Seeing the Impact of Donation
Last week I had an opportunity to travel with four of our partner hospitals to Dallas for the 6th National Learning Congress on Organ Donation.
Each hospital was being recognized for their efforts working with Lifeline of Ohio to provide organ donation options to the families they serve. These hospitals have the unique understanding that when every attempt to save a life has failed, that life can have a profound impact on others when organ donation occurs.
St. Rita’s Medical Center, Mount Carmel East, and Riverside Methodist Hospital were each awarded a silver medal for meeting two of the three national goals based on improving donation rates, increasing the number of organs donated and expanding clinical processes for recovering organs, The Ohio State University Medical Center was awarded a bronze for meeting one of those goals.
But more important than the awards, was the opportunity to get out of our daily routines and realize the amazing impact organ donation makes on real people.
While in Dallas we had the pleasure of meeting a young woman who received a lung transplant. She shared with us her journey to transplantation all that she endured. What made her story even more remarkable was that she was an opera singer; she said she had spent a lifetime to train her lungs and, although they were killing her, it was incredibly frightening to give them up.

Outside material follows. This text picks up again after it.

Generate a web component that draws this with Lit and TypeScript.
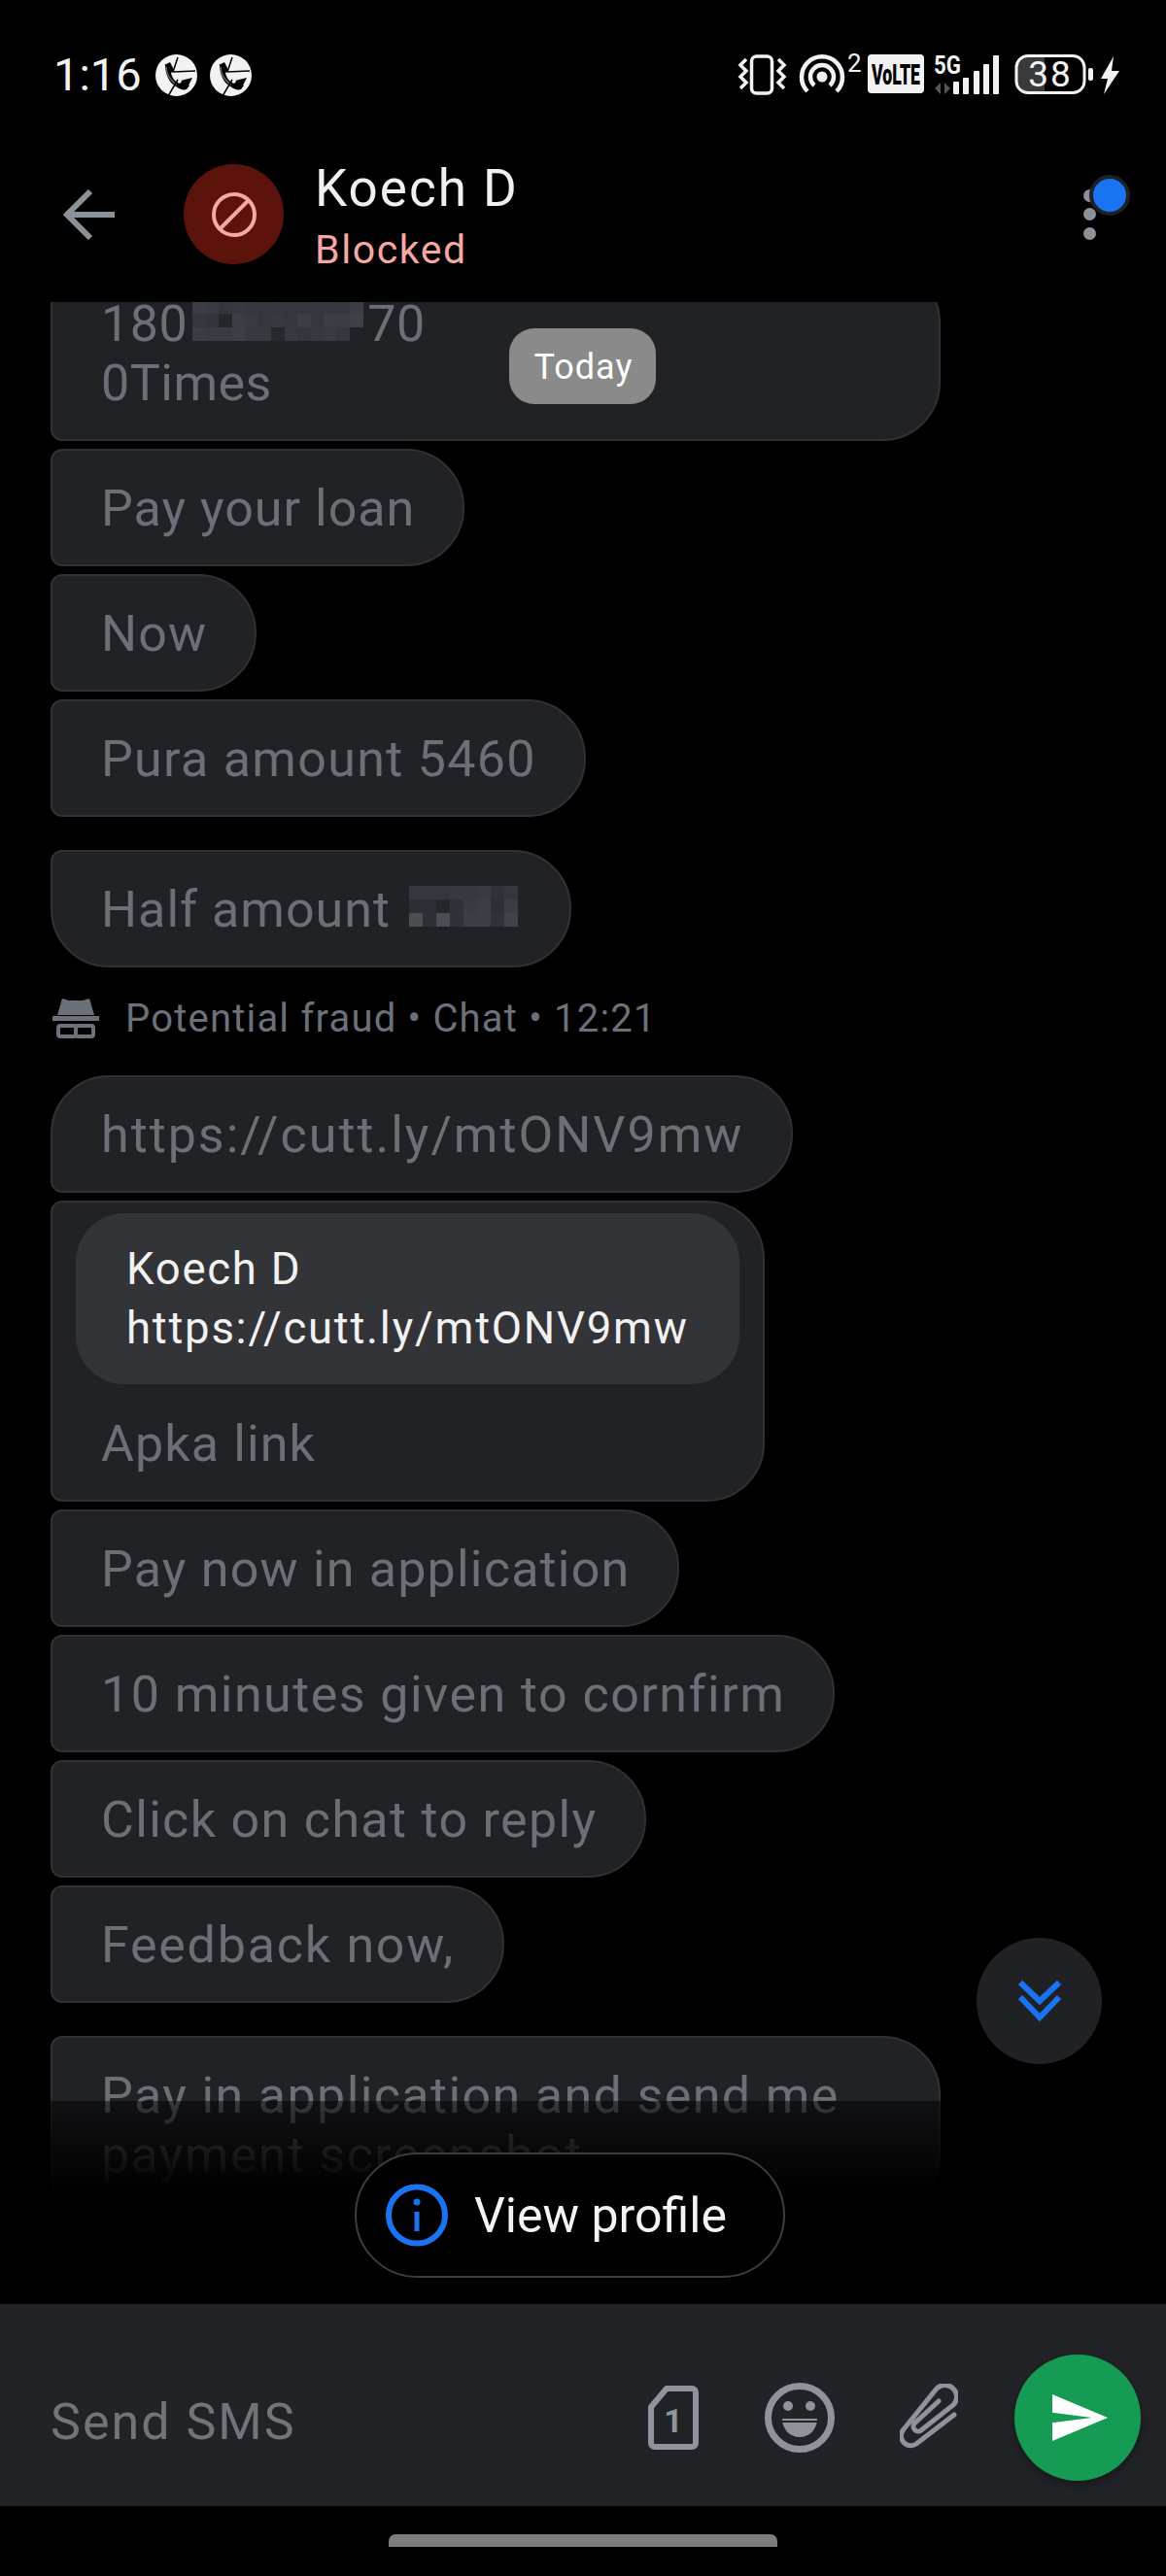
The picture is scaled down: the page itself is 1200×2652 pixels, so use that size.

She sang for us in Dallas and we were moved beyond words. Her ability to not just breathe, but to sing again is thanks to a donor, their family, and the nurses and doctors who helped fulfill her donor’s wishes to give the “Gift of Life.” I wish we could provide every nurse or physician who has taken care of an organ donor the opportunity to be touched by a story like this young woman, so they can see how important their work really is.